AMMAN — Combining ice skating and acting, a group of Russian artists performed “Snow White on Ice” in Jordan over the weekend.

Since 1993, the Ice Stars group has been performing full-length theatre shows on ice such as “Sleeping Beauty”, “Phantom of the Opera”, “Cinderella” and “Snow White”, the play’s director, Julian Deplidge, said on Friday, noting that Jordan has become a “regular stop”.

He said the play features characters who were seen as “social outcasts”, such as the seven singing dwarfs and the woodcutters, explaining that the play is not the Disney version; it is more of a “traditional story”.

The 22 skaters rehearsed every day to adapt to the 10m x 14m ice rink and to reduce the risk of accidents, he said adding that the group had previously performed in Amman, with “Cirque de Glace” in 2013 and Peter Pan in 2015.

“Jordan has become a regular stop for us.
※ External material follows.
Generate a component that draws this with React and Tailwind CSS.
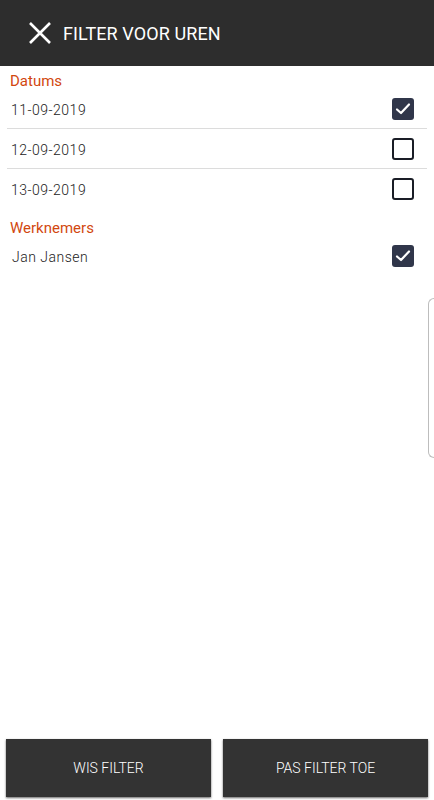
import React, { useState } from 'react';

const dates = [
  { label: '11-09-2019', checked: true },
  { label: '12-09-2019', checked: false },
  { label: '13-09-2019', checked: false },
];

const Checkbox = ({ checked, onClick }) => (
  <button
    onClick={onClick}
    className={`w-[22px] h-[22px] rounded-[3px] flex items-center justify-center ${
      checked ? 'bg-[#30364a]' : 'border-2 border-[#1a1d26] bg-white'
    }`}
  >
    {checked && (
      <svg width="18" height="18" viewBox="0 0 18 18" fill="none">
        <path d="M3 9.5 L7 13 L15 4.5" stroke="white" strokeWidth="2.2" strokeLinecap="round" strokeLinejoin="round" />
      </svg>
    )}
  </button>
);

const App = () => {
  const [checkedDates, setCheckedDates] = useState(dates.map((d) => d.checked));
  const [janChecked, setJanChecked] = useState(true);

  const toggleDate = (idx) => {
    setCheckedDates((prev) => prev.map((v, i) => (i === idx ? !v : v)));
  };

  return (
    <div className="relative w-[434px] h-[800px] bg-white flex flex-col overflow-hidden font-['Roboto',sans-serif]">
      {/* Header */}
      <div className="h-[66px] bg-[#2d2d2d] flex items-center pl-[28px] shrink-0">
        <svg width="24" height="24" viewBox="0 0 24 24" fill="none">
          <path d="M2 2 L22 22 M22 2 L2 22" stroke="white" strokeWidth="2.6" />
        </svg>
        <span className="ml-[11px] text-white text-[18px] tracking-[0.1px]">FILTER VOOR UREN</span>
      </div>

      {/* Content */}
      <div className="flex-1 px-[7px]">
        {/* Datums */}
        <div className="pl-[3px] pt-[7px] text-[15px] leading-[16px] text-[#d2480f]">Datums</div>
        <div>
          {checkedDates.map((checked, idx) => (
            <div
              key={idx}
              className={`h-[40px] flex items-center justify-between pl-[4px] pr-[13px] ${
                idx < checkedDates.length - 1 ? 'border-b border-[#dcdcdc]' : ''
              }`}
            >
              <span className="pt-[3px] text-[14px] font-light text-[#222] tracking-[0.5px]">{dates[idx].label}</span>
              <Checkbox checked={checked} onClick={() => toggleDate(idx)} />
            </div>
          ))}
        </div>

        {/* Werknemers */}
        <div className="pl-[3px] pt-[11px] text-[15px] leading-[16px] text-[#d2480f]">Werknemers</div>
        <div className="h-[40px] flex items-center justify-between pl-[5px] pr-[13px]">
          <span className="pt-[3px] text-[14px] font-light text-[#222] tracking-[0.5px]">Jan Jansen</span>
          <Checkbox checked={janChecked} onClick={() => setJanChecked(!janChecked)} />
        </div>
      </div>

      {/* Bottom buttons */}
      <div className="flex gap-[12px] px-[6px] pb-[3px] shrink-0">
        <button className="flex-1 h-[58px] bg-[#333333] text-white text-[14px] font-light shadow-[0_1px_2px_rgba(0,0,0,0.6)]">
          WIS FILTER
        </button>
        <button className="flex-1 h-[58px] bg-[#333333] text-white text-[14px] font-light shadow-[0_1px_2px_rgba(0,0,0,0.6)]">
          PAS FILTER TOE
        </button>
      </div>

      {/* Edge panel handle */}
      <div className="absolute right-0 top-[298px] w-[6px] h-[160px] border-l border-y border-[#bdbdbd] rounded-l-[6px]" />
    </div>
  );
};

export default App;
It’s our third performance here. We always look forward to coming back and the audience enjoys our plays,” Deplidge told The Jordan Times.

Valdis Mintals, who played “Prince Charming” and has been skating since the age of four, said the most interesting part for him is when skaters use their technical prowess to tell a child-friendly story.

“When you’re a sportsman, you have to think only about elements. Here, you have to think about your character as well; you have to show people feelings,” he added.

“On stage, you can really live another life. People watching our show can forget about their problems outside this building and they can enjoy the theatre performance for the next two hours,” Mintals said.

Anastasia Olson, who played “Snow White”, said she got to relive her childhood years by performing as her favourite character.

The 24-year-old explained that another difficulty is that actors and skaters have to skate in time with the beat and speed of the music.

Since the age of 10, Olson had been participating in ballet shows, which made skating easier for her. “Some parts, you get to stand and act. Other parts, you need to concentrate on the skating; of course you need to balance both,” she said.

With two acts and six scenes, the show was previously performed in the UK in December, Olson said, adding that the cast has received positive feedback from children who saw the play.

Organiser Suha Bawab, who is the Friends of Jordan executive director, said the play, performed over the weekend at the Cultural Palace, was aimed at families and children of all ages.

“Stories are told through skating and ballet by actors, who are expert skaters. Such cultural events are important to form children’s characters so they grow up with backgrounds in music, art, and culture,” she told The Jordan Times.